WORK INSTRUCTIONS>
Figure out how many lines of the material below contain the word "this". Answer with the number only.

(Recorded data)
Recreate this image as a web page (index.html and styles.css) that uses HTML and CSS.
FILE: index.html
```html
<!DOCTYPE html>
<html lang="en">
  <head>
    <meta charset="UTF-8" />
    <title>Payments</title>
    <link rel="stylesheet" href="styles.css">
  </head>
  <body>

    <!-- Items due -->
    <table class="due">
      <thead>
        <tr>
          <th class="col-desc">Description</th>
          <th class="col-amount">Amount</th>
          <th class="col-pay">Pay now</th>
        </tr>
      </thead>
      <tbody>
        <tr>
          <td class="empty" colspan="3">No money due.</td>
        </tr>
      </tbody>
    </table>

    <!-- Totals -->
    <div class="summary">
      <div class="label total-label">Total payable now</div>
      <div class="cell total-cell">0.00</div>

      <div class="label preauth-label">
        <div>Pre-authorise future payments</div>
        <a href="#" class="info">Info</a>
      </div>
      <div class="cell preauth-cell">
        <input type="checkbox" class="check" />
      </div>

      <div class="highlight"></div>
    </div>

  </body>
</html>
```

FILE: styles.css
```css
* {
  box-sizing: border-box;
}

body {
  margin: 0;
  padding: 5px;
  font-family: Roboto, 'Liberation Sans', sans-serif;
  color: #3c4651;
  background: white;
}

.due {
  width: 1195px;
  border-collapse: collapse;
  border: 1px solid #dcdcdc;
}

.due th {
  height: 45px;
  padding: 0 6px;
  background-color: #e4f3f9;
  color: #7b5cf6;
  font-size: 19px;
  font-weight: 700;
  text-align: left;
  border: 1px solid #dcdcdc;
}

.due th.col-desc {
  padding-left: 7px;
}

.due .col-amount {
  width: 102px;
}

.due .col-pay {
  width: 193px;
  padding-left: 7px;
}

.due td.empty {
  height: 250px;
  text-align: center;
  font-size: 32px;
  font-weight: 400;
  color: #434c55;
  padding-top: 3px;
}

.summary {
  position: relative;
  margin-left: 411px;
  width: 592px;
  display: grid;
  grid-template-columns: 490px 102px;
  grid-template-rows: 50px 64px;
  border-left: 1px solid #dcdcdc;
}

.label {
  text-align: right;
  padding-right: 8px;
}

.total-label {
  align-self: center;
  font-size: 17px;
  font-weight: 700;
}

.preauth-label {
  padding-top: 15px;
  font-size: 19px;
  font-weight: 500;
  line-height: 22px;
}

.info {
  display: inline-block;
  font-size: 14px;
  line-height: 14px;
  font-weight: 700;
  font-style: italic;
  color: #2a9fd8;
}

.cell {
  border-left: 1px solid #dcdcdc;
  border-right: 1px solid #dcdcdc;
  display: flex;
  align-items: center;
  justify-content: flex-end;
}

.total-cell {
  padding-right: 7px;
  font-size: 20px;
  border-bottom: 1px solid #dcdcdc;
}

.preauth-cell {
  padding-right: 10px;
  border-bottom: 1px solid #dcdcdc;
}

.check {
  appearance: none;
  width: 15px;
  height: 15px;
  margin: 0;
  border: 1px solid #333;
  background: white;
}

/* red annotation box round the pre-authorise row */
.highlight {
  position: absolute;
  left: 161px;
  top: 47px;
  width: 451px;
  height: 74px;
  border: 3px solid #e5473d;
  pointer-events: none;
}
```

...

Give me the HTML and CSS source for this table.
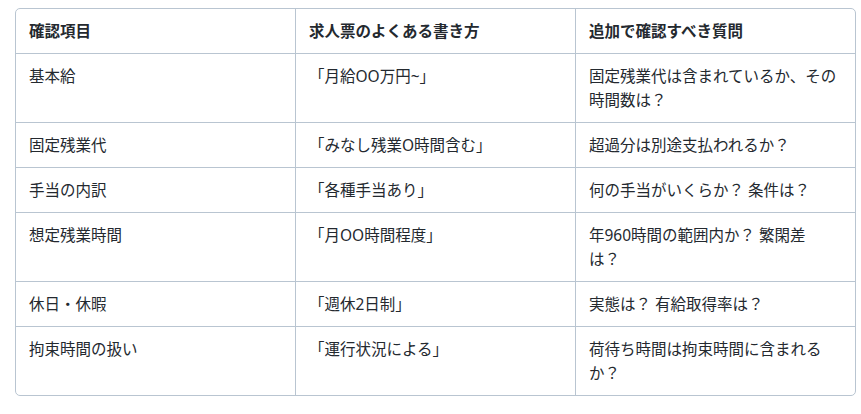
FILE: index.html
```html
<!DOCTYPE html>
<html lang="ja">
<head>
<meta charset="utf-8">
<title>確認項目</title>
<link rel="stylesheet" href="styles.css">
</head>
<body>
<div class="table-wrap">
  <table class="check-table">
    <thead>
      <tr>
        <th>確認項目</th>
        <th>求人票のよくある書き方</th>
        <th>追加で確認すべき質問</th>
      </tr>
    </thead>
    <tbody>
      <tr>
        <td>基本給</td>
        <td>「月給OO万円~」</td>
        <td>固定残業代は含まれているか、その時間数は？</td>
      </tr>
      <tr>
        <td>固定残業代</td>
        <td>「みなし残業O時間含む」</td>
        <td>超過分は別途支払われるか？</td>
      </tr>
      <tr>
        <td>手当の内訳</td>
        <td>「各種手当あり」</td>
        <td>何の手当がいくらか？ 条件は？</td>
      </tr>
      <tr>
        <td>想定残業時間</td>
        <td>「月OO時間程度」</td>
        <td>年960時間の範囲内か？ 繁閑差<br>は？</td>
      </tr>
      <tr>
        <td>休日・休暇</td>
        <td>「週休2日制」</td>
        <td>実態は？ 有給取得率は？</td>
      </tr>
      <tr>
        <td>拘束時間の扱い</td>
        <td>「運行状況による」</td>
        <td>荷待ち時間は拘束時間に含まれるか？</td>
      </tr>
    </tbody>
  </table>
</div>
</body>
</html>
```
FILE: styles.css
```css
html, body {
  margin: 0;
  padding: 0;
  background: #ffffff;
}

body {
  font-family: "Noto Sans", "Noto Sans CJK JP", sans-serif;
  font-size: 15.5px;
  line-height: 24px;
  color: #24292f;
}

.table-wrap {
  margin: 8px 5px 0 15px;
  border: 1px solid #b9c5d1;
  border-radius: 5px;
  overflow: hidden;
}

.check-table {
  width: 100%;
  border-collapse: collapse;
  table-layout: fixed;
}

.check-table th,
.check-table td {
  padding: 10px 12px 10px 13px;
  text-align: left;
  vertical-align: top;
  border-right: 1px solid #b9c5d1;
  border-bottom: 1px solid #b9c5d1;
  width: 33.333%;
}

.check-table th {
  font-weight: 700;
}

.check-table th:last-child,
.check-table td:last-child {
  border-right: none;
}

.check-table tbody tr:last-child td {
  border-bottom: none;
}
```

TASK OUTPUT>
2